*Supplied information*:

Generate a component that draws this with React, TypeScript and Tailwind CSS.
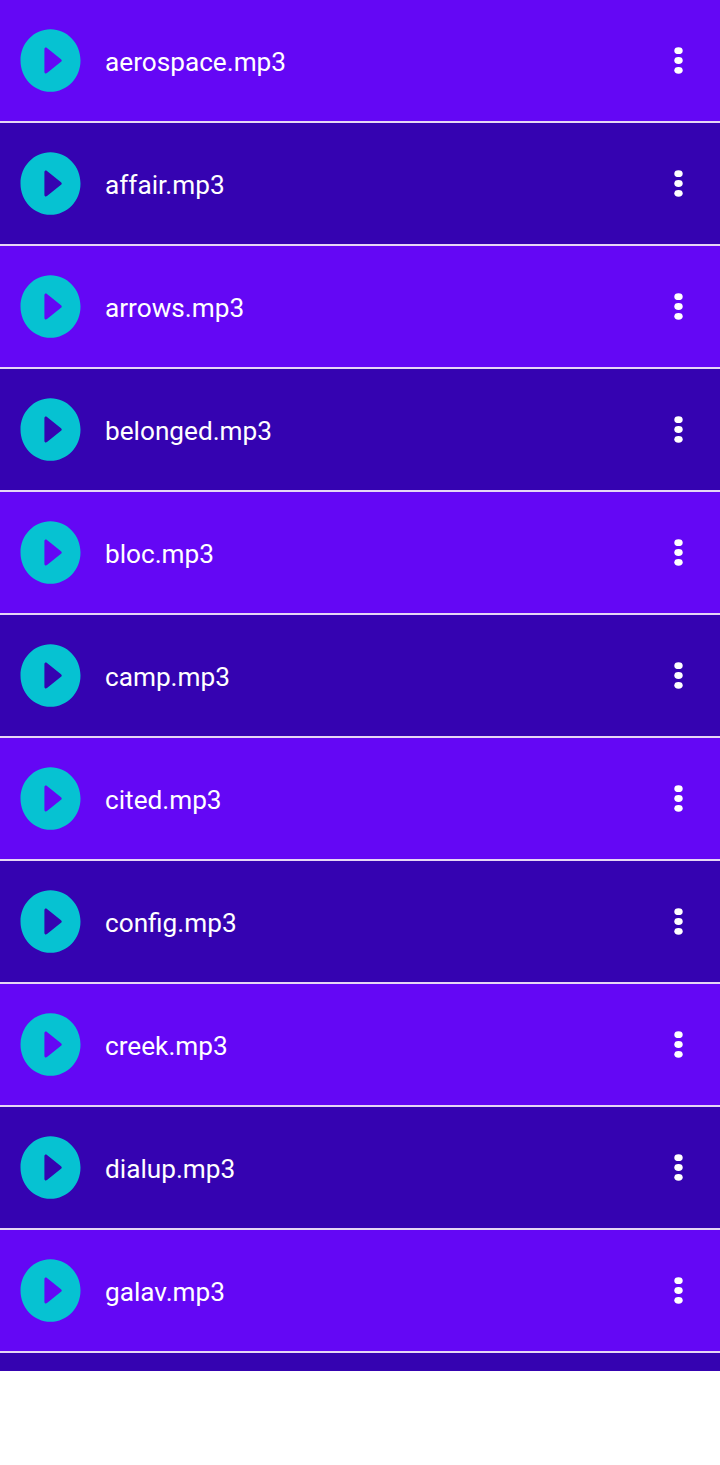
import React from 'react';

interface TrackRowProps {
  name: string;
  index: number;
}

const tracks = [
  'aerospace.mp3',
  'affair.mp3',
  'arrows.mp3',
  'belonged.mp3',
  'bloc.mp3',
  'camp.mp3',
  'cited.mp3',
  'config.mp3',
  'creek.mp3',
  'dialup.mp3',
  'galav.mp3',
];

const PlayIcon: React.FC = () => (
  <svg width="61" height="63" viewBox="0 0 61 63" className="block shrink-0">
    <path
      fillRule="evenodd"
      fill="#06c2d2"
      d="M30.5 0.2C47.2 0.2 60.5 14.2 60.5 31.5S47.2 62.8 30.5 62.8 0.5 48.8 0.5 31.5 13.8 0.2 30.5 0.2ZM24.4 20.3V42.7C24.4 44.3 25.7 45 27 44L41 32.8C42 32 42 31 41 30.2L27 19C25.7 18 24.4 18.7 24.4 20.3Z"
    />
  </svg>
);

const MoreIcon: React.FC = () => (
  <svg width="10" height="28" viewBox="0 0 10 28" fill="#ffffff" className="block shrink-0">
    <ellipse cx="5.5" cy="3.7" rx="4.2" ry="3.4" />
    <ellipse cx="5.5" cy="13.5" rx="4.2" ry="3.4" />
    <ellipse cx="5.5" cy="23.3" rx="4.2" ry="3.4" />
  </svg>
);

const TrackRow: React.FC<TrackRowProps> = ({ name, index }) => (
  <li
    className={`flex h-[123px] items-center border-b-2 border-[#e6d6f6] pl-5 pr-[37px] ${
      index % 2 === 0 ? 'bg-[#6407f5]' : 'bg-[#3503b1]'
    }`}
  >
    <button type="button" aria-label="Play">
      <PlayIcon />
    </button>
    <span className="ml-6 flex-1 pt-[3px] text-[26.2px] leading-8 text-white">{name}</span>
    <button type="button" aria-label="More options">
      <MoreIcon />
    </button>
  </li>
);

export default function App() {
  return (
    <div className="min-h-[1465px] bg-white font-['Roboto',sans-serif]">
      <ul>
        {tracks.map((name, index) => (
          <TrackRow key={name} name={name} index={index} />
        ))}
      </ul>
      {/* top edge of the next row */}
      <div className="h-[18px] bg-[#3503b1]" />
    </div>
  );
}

*What to do*: Give the number of lines in the material above that have the word "React" in them, and nothing more.

*Response to this task*: 5